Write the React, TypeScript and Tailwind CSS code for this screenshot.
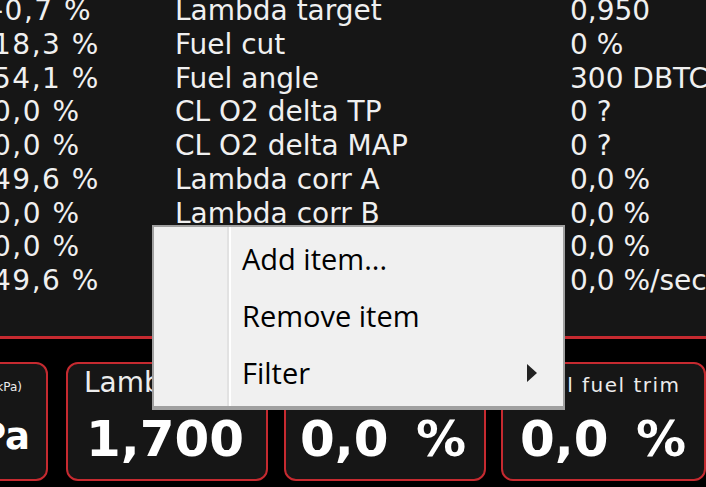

==

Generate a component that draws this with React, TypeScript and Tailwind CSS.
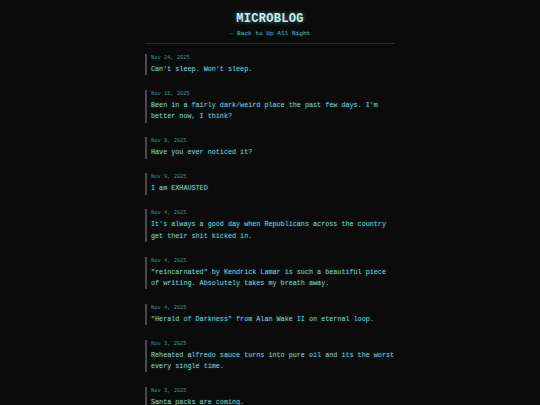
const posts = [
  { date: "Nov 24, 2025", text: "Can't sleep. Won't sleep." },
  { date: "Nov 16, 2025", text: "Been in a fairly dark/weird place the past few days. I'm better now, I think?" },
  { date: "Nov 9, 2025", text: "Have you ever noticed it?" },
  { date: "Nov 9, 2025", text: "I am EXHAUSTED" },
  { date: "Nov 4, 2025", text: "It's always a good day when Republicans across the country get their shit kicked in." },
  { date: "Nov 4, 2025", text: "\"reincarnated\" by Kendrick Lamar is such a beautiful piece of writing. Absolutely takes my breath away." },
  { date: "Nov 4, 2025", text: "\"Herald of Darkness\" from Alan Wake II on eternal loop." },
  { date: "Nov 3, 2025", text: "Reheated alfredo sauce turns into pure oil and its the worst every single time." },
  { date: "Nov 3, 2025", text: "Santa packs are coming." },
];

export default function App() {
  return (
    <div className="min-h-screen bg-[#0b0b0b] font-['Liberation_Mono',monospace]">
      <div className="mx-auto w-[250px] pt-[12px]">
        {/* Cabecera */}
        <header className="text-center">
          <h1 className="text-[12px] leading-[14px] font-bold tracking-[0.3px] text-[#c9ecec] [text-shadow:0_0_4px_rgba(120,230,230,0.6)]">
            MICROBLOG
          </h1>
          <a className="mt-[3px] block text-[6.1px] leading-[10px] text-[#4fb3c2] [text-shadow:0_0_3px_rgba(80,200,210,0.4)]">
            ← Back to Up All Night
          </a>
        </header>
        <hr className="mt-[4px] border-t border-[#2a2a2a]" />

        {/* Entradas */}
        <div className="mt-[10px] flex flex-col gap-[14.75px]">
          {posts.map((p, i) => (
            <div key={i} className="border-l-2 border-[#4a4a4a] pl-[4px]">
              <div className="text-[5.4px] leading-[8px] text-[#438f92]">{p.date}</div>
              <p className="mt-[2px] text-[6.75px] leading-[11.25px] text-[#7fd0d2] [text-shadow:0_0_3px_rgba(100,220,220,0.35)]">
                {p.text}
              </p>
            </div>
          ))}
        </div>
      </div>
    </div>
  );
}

---

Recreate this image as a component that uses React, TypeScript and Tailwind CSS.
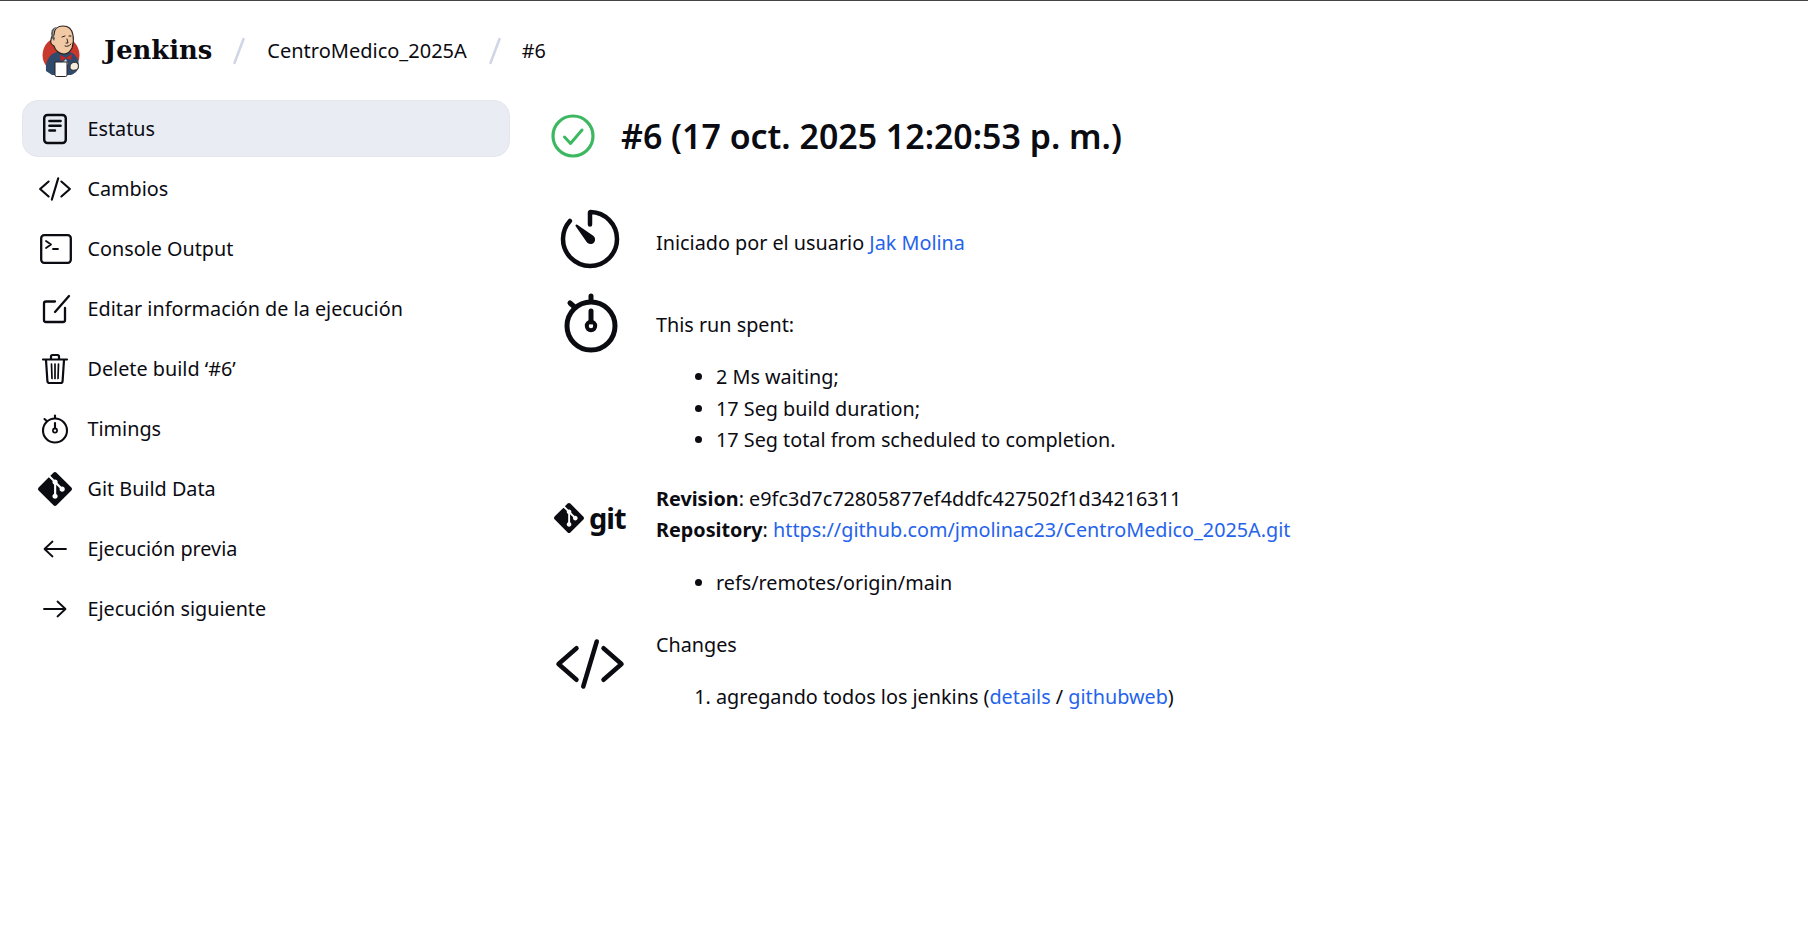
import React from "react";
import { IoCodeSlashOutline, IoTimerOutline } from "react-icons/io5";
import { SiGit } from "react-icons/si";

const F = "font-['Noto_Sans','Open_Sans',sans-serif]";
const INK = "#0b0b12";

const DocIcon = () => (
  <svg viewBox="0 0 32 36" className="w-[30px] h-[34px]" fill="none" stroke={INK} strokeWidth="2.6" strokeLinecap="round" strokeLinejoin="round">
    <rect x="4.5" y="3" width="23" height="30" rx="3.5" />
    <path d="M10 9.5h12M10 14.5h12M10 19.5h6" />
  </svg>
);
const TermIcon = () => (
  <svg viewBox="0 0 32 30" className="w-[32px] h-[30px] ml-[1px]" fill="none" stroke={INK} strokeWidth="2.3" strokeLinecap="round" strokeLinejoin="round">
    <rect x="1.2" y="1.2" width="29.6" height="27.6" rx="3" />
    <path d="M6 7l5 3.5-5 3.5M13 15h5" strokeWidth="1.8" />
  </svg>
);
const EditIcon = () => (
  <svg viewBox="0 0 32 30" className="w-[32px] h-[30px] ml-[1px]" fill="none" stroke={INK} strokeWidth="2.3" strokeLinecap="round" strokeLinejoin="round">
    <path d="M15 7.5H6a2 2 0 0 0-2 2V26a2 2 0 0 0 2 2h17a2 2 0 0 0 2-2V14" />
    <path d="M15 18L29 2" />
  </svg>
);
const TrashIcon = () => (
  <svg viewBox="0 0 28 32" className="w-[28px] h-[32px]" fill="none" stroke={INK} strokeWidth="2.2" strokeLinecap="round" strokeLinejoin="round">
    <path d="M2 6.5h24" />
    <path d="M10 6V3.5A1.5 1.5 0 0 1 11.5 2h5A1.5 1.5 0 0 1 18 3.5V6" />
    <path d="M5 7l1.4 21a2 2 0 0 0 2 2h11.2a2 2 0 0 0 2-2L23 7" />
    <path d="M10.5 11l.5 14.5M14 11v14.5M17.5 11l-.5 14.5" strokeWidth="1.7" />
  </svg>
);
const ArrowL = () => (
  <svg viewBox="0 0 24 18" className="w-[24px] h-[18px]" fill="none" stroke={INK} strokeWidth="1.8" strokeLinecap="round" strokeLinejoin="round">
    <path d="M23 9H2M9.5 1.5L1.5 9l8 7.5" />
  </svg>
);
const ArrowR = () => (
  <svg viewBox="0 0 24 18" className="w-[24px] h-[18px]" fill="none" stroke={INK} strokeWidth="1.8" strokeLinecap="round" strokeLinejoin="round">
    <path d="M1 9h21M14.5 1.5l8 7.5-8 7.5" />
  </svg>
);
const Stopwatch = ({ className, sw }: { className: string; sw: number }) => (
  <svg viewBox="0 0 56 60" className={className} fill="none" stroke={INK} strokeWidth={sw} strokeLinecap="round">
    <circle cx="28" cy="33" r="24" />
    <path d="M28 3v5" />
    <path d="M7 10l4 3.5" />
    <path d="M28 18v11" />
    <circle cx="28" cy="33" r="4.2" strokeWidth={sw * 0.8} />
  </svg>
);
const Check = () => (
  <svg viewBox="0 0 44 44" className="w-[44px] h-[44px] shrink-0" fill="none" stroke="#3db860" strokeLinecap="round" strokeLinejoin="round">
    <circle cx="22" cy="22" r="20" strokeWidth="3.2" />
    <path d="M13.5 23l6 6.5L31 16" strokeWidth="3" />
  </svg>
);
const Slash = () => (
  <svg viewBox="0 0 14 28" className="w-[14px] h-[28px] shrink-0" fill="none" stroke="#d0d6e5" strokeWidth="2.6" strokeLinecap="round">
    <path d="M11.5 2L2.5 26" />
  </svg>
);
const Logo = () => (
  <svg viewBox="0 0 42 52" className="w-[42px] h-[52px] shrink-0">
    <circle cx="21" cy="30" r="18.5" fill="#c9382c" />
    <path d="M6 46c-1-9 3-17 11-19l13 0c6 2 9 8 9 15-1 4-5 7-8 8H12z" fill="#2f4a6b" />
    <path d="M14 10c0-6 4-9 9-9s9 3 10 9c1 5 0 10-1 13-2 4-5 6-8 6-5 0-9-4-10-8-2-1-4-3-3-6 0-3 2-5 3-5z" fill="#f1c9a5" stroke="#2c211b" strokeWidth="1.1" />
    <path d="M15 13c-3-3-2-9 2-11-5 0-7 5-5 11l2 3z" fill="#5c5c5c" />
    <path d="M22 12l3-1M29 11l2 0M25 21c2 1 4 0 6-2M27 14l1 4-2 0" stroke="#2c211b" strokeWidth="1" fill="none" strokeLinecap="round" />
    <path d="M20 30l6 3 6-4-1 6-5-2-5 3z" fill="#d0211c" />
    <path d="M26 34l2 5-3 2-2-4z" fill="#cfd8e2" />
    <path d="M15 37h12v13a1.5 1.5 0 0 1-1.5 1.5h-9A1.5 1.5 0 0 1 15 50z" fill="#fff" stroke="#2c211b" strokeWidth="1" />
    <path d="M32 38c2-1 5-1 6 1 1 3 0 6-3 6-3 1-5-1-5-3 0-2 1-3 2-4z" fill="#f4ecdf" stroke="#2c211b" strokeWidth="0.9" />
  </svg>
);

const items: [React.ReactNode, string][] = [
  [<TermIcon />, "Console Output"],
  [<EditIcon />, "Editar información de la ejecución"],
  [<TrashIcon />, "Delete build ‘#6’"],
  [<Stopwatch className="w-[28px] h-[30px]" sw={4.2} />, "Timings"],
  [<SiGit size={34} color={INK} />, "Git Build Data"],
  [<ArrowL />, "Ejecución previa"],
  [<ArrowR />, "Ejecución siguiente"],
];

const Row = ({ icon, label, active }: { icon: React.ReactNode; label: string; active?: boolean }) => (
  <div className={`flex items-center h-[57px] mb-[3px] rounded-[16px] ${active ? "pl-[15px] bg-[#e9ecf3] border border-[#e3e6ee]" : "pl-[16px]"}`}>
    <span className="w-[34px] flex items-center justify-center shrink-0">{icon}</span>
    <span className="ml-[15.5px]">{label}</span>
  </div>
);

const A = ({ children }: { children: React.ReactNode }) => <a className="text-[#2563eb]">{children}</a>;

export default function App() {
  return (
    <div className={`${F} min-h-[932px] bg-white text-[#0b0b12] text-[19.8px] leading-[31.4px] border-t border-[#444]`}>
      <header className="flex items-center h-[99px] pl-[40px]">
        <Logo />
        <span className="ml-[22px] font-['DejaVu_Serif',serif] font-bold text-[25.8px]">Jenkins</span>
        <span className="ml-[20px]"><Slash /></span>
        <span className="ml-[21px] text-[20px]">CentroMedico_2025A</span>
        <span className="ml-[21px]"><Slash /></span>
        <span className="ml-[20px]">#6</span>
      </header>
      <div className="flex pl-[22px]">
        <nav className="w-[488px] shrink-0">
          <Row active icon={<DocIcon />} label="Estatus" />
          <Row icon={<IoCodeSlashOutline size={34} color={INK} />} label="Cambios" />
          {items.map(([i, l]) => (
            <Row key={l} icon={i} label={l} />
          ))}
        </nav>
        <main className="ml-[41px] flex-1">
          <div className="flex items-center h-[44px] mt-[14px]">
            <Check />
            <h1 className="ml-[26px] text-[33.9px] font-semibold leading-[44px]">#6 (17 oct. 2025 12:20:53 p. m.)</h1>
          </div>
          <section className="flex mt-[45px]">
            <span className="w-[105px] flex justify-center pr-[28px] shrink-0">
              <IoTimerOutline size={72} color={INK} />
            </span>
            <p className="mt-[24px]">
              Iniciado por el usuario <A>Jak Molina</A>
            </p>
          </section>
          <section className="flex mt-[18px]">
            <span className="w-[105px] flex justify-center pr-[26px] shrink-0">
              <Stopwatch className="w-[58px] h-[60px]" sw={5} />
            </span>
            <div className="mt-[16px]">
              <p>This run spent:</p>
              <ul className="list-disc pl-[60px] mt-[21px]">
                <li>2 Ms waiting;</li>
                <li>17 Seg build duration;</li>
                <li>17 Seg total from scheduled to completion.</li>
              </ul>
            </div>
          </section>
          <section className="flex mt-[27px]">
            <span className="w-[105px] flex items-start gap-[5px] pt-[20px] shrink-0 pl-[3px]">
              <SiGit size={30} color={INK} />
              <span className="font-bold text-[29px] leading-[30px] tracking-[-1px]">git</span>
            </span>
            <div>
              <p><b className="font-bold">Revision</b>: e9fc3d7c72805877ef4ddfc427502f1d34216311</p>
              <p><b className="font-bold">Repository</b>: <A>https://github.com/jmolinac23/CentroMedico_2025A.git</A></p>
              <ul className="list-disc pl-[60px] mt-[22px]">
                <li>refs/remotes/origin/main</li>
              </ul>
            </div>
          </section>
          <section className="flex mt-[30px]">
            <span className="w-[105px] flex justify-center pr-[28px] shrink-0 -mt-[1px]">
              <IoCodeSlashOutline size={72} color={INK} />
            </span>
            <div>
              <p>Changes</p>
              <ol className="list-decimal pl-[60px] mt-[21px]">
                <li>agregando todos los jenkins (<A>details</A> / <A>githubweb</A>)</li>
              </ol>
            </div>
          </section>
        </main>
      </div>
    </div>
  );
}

DIRECTIONS FOR THIS TASK → Pull every line containing the word "TypeScript" out of the entries above.

THE ANSWER →
Write the React, TypeScript and Tailwind CSS code for this screenshot.
Generate a component that draws this with React, TypeScript and Tailwind CSS.
Recreate this image as a component that uses React, TypeScript and Tailwind CSS.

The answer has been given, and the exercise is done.